- Born: 1734
- Died: Unknown

= Josiah Beckwith =

Josiah Beckwith (born 1734) was an English antiquary.

==Life==
Beckwith was born at Rothwell, near Leeds, on 24 August 1734, where his father, Thomas Beckwith, practised as on attorney. He was himself brought up to the same profession, and settled at Masbrough, near Rotherham. He married in August 1763 the eldest daughter and only surviving child of George D'Oxon, of Woodhead, in Cheshire, by whom he had two sons and four daughters, his wife's death taking place in 1788 at the age of 49. He seems to have been possessed of considerable natural powers, which, together with a large share of acquired knowledge, rendered him eminently fitted for antiquarian pursuits, for which he had a great taste.

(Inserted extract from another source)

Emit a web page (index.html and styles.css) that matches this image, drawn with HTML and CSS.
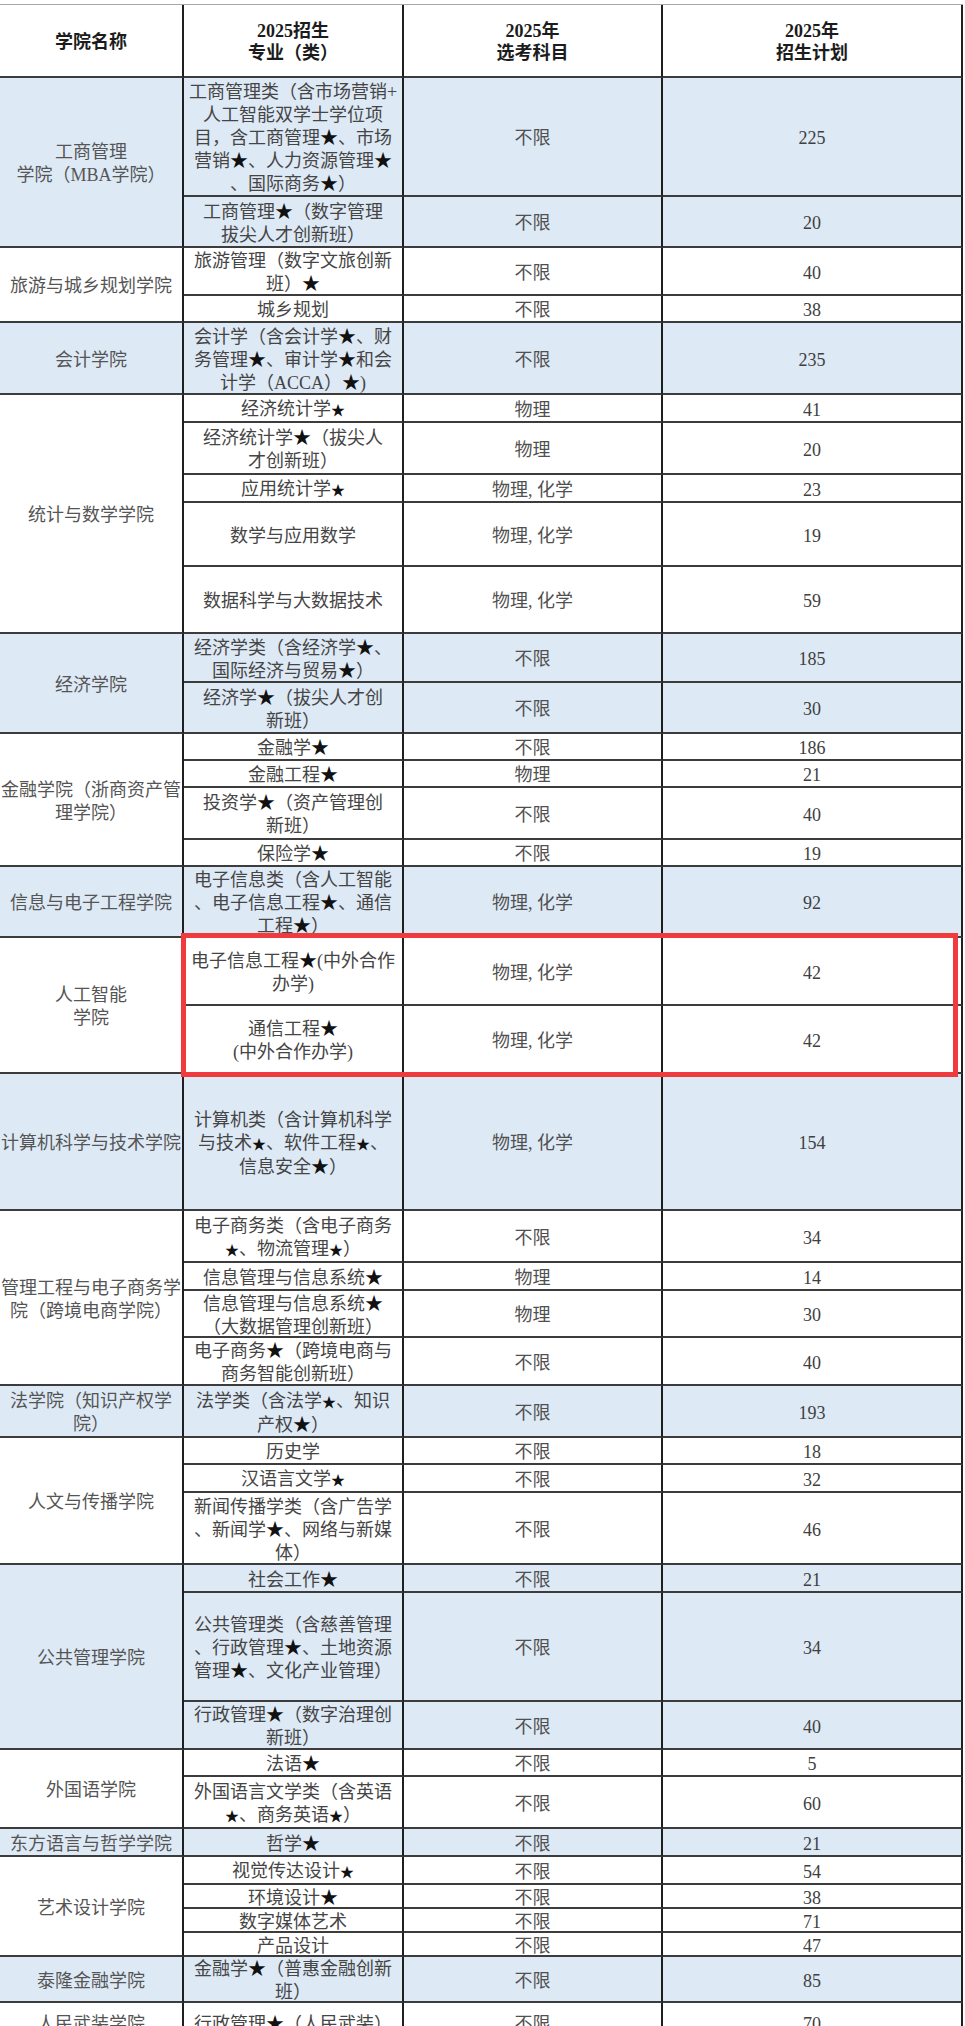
FILE: index.html
```html
<!DOCTYPE html>
<html lang="zh-CN">
<head>
<meta charset="utf-8">
<title>2025招生计划</title>
<link rel="stylesheet" href="styles.css">
</head>
<body>
<div class="t">
  <div class="c h"><span>学院名称</span></div>
  <div class="c h"><span>2025招生<br>专业（类）</span></div>
  <div class="c h"><span>2025年<br>选考科目</span></div>
  <div class="c h"><span>2025年<br>招生计划</span></div>

  <div class="c col b s2"><span>工商管理<br>学院（MBA学院）</span></div>
  <div class="c mj b"><span>工商管理类（含市场营销+<br>人工智能双学士学位项<br>目，含工商管理<i>★</i>、市场<br>营销<i>★</i>、人力资源管理<i>★</i><br>、国际商务<i>★</i>）</span></div>
  <div class="c sb b"><span>不限</span></div>
  <div class="c n b"><span>225</span></div>
  <div class="c mj b"><span>工商管理<i>★</i>（数字管理<br>拔尖人才创新班）</span></div>
  <div class="c sb b"><span>不限</span></div>
  <div class="c n b"><span>20</span></div>

  <div class="c col s2"><span>旅游与城乡规划学院</span></div>
  <div class="c mj"><span>旅游管理（数字文旅创新<br>班）<i>★</i></span></div>
  <div class="c sb"><span>不限</span></div>
  <div class="c n"><span>40</span></div>
  <div class="c mj"><span>城乡规划</span></div>
  <div class="c sb"><span>不限</span></div>
  <div class="c n"><span>38</span></div>

  <div class="c col b"><span>会计学院</span></div>
  <div class="c mj b"><span>会计学（含会计学<i>★</i>、财<br>务管理<i>★</i>、审计学<i>★</i>和会<br>计学（ACCA）<i>★</i>)</span></div>
  <div class="c sb b"><span>不限</span></div>
  <div class="c n b"><span>235</span></div>

  <div class="c col s5"><span>统计与数学学院</span></div>
  <div class="c mj"><span>经济统计学<i class="m">★</i></span></div>
  <div class="c sb"><span>物理</span></div>
  <div class="c n"><span>41</span></div>
  <div class="c mj"><span>经济统计学<i>★</i>（拔尖人<br>才创新班）</span></div>
  <div class="c sb"><span>物理</span></div>
  <div class="c n"><span>20</span></div>
  <div class="c mj"><span>应用统计学<i class="m">★</i></span></div>
  <div class="c sb"><span>物理, 化学</span></div>
  <div class="c n"><span>23</span></div>
  <div class="c mj"><span>数学与应用数学</span></div>
  <div class="c sb"><span>物理, 化学</span></div>
  <div class="c n"><span>19</span></div>
  <div class="c mj"><span>数据科学与大数据技术</span></div>
  <div class="c sb"><span>物理, 化学</span></div>
  <div class="c n"><span>59</span></div>

  <div class="c col b s2"><span>经济学院</span></div>
  <div class="c mj b"><span>经济学类（含经济学<i>★</i>、<br>国际经济与贸易<i>★</i>）</span></div>
  <div class="c sb b"><span>不限</span></div>
  <div class="c n b"><span>185</span></div>
  <div class="c mj b"><span>经济学<i>★</i>（拔尖人才创<br>新班）</span></div>
  <div class="c sb b"><span>不限</span></div>
  <div class="c n b"><span>30</span></div>

  <div class="c col s4"><span>金融学院（浙商资产管<br>理学院）</span></div>
  <div class="c mj"><span>金融学<i>★</i></span></div>
  <div class="c sb"><span>不限</span></div>
  <div class="c n"><span>186</span></div>
  <div class="c mj"><span>金融工程<i>★</i></span></div>
  <div class="c sb"><span>物理</span></div>
  <div class="c n"><span>21</span></div>
  <div class="c mj"><span>投资学<i>★</i>（资产管理创<br>新班）</span></div>
  <div class="c sb"><span>不限</span></div>
  <div class="c n"><span>40</span></div>
  <div class="c mj"><span>保险学<i>★</i></span></div>
  <div class="c sb"><span>不限</span></div>
  <div class="c n"><span>19</span></div>

  <div class="c col b"><span>信息与电子工程学院</span></div>
  <div class="c mj b"><span>电子信息类（含人工智能<br>、电子信息工程<i>★</i>、通信<br>工程<i>★</i>）</span></div>
  <div class="c sb b"><span>物理, 化学</span></div>
  <div class="c n b"><span>92</span></div>

  <div class="c col s2"><span>人工智能<br>学院</span></div>
  <div class="c mj"><span>电子信息工程<i>★</i>(中外合作<br>办学)</span></div>
  <div class="c sb"><span>物理, 化学</span></div>
  <div class="c n"><span>42</span></div>
  <div class="c mj"><span>通信工程<i>★</i><br>(中外合作办学)</span></div>
  <div class="c sb"><span>物理, 化学</span></div>
  <div class="c n"><span>42</span></div>

  <div class="c col b"><span>计算机科学与技术学院</span></div>
  <div class="c mj b"><span>计算机类（含计算机科学<br>与技术<i class="m">★</i>、软件工程<i class="m">★</i>、<br>信息安全<i>★</i>）</span></div>
  <div class="c sb b"><span>物理, 化学</span></div>
  <div class="c n b"><span>154</span></div>

  <div class="c col s4"><span>管理工程与电子商务学<br>院（跨境电商学院）</span></div>
  <div class="c mj"><span>电子商务类（含电子商务<br><i class="m">★</i>、物流管理<i class="m">★</i>）</span></div>
  <div class="c sb"><span>不限</span></div>
  <div class="c n"><span>34</span></div>
  <div class="c mj"><span>信息管理与信息系统<i>★</i></span></div>
  <div class="c sb"><span>物理</span></div>
  <div class="c n"><span>14</span></div>
  <div class="c mj"><span>信息管理与信息系统<i>★</i><br>（大数据管理创新班）</span></div>
  <div class="c sb"><span>物理</span></div>
  <div class="c n"><span>30</span></div>
  <div class="c mj"><span>电子商务<i>★</i>（跨境电商与<br>商务智能创新班）</span></div>
  <div class="c sb"><span>不限</span></div>
  <div class="c n"><span>40</span></div>

  <div class="c col b"><span>法学院（知识产权学<br>院）</span></div>
  <div class="c mj b"><span>法学类（含法学<i class="m">★</i>、知识<br>产权<i>★</i>）</span></div>
  <div class="c sb b"><span>不限</span></div>
  <div class="c n b"><span>193</span></div>

  <div class="c col s3"><span>人文与传播学院</span></div>
  <div class="c mj"><span>历史学</span></div>
  <div class="c sb"><span>不限</span></div>
  <div class="c n"><span>18</span></div>
  <div class="c mj"><span>汉语言文学<i class="m">★</i></span></div>
  <div class="c sb"><span>不限</span></div>
  <div class="c n"><span>32</span></div>
  <div class="c mj"><span>新闻传播学类（含广告学<br>、新闻学<i>★</i>、网络与新媒<br>体）</span></div>
  <div class="c sb"><span>不限</span></div>
  <div class="c n"><span>46</span></div>

  <div class="c col b s3"><span>公共管理学院</span></div>
  <div class="c mj b"><span>社会工作<i>★</i></span></div>
  <div class="c sb b"><span>不限</span></div>
  <div class="c n b"><span>21</span></div>
  <div class="c mj b"><span>公共管理类（含慈善管理<br>、行政管理<i>★</i>、土地资源<br>管理<i>★</i>、文化产业管理）</span></div>
  <div class="c sb b"><span>不限</span></div>
  <div class="c n b"><span>34</span></div>
  <div class="c mj b"><span>行政管理<i>★</i>（数字治理创<br>新班）</span></div>
  <div class="c sb b"><span>不限</span></div>
  <div class="c n b"><span>40</span></div>

  <div class="c col s2"><span>外国语学院</span></div>
  <div class="c mj"><span>法语<i>★</i></span></div>
  <div class="c sb"><span>不限</span></div>
  <div class="c n"><span>5</span></div>
  <div class="c mj"><span>外国语言文学类（含英语<br><i class="m">★</i>、商务英语<i class="m">★</i>）</span></div>
  <div class="c sb"><span>不限</span></div>
  <div class="c n"><span>60</span></div>

  <div class="c col b"><span>东方语言与哲学学院</span></div>
  <div class="c mj b"><span>哲学<i>★</i></span></div>
  <div class="c sb b"><span>不限</span></div>
  <div class="c n b"><span>21</span></div>

  <div class="c col s4"><span>艺术设计学院</span></div>
  <div class="c mj"><span>视觉传达设计<i class="m">★</i></span></div>
  <div class="c sb"><span>不限</span></div>
  <div class="c n"><span>54</span></div>
  <div class="c mj"><span>环境设计<i>★</i></span></div>
  <div class="c sb"><span>不限</span></div>
  <div class="c n"><span>38</span></div>
  <div class="c mj"><span>数字媒体艺术</span></div>
  <div class="c sb"><span>不限</span></div>
  <div class="c n"><span>71</span></div>
  <div class="c mj"><span>产品设计</span></div>
  <div class="c sb"><span>不限</span></div>
  <div class="c n"><span>47</span></div>

  <div class="c col b"><span>泰隆金融学院</span></div>
  <div class="c mj b"><span>金融学<i>★</i>（普惠金融创新<br>班）</span></div>
  <div class="c sb b"><span>不限</span></div>
  <div class="c n b"><span>85</span></div>

  <div class="c col"><span>人民武装学院</span></div>
  <div class="c mj"><span>行政管理<i>★</i>（人民武装）</span></div>
  <div class="c sb"><span>不限</span></div>
  <div class="c n"><span>70</span></div>

  <div class="mark"></div>
</div>
</body>
</html>
```

FILE: styles.css
```css
html, body {
  margin: 0;
  padding: 0;
  background: #ffffff;
}

body {
  font-family: "Liberation Serif", "Noto Sans CJK SC", serif;
  font-size: 18px;
  line-height: 23px;
  color: #505050;
}

.t {
  position: relative;
  margin-top: 4px;
  width: 963px;
  border-top: 1px solid #a8a8a8;
  display: grid;
  grid-template-columns: 184px 220px 259px 300px;
  grid-template-rows:
    73px 119px 51px 48px 27px 72px 28px 52px 28px 64px
    67px 49px 51px 27px 27px 52px 27px 71px 68px 68px
    137px 52px 28px 47px 48px 52px 27px 28px 72px 28px
    109px 48px 27px 52px 28px 28px 24px 24px 24px 46px
    40px;
}

.c {
  box-sizing: border-box;
  display: flex;
  align-items: center;
  justify-content: center;
  text-align: center;
  white-space: nowrap;
  overflow: hidden;
  padding-top: 4px;
  border-right: 2px solid #1f1f1f;
  border-bottom: 2px solid #3c3c3c;
  background: #ffffff;
}

.c.b {
  background: #dde9f5;
}

.c span {
  display: block;
}

.c i {
  font-style: normal;
  color: #111111;
}

.c i.m {
  font-size: 14px;
}

.h {
  font-weight: 700;
  color: #1c1c1c;
  line-height: 22px;
  padding-top: 2px;
}

.col {
  grid-column: 1;
  color: #555555;
}

.mj {
  color: #454545;
}

.sb {
  color: #505050;
}

.n {
  color: #404040;
}

.s2 { grid-row: span 2; }
.s3 { grid-row: span 3; }
.s4 { grid-row: span 4; }
.s5 { grid-row: span 5; }

.mark {
  position: absolute;
  grid-row: 19 / 21;
  grid-column: 2 / 5;
  top: -5px;
  left: -3px;
  right: 5px;
  bottom: -3px;
  border: 5px solid #ef3a3e;
  z-index: 2;
  pointer-events: none;
}
```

His name is known to the world in connection with the enlarged and improved edition of Blount's Fragmenta Antiquitatis, or Ancient Tenures of Land and Jocular Customs of some Manors, which he published in 1784, the first edition of this work having appeared in 1679. Speaking of Beckwith's edition, the Monthly Review (lxxiii. 459) remarks: "Few persons were better qualified for this business, and Mr. Beckwith has enriched this edition with many valuable improvements.
He has subjoined many notes and observations, which have been communicated by some of the most respectable antiquaries of the present day". He left materials for a still further enlarged edition, which was published after his death by his son, who had an appointment in the mint.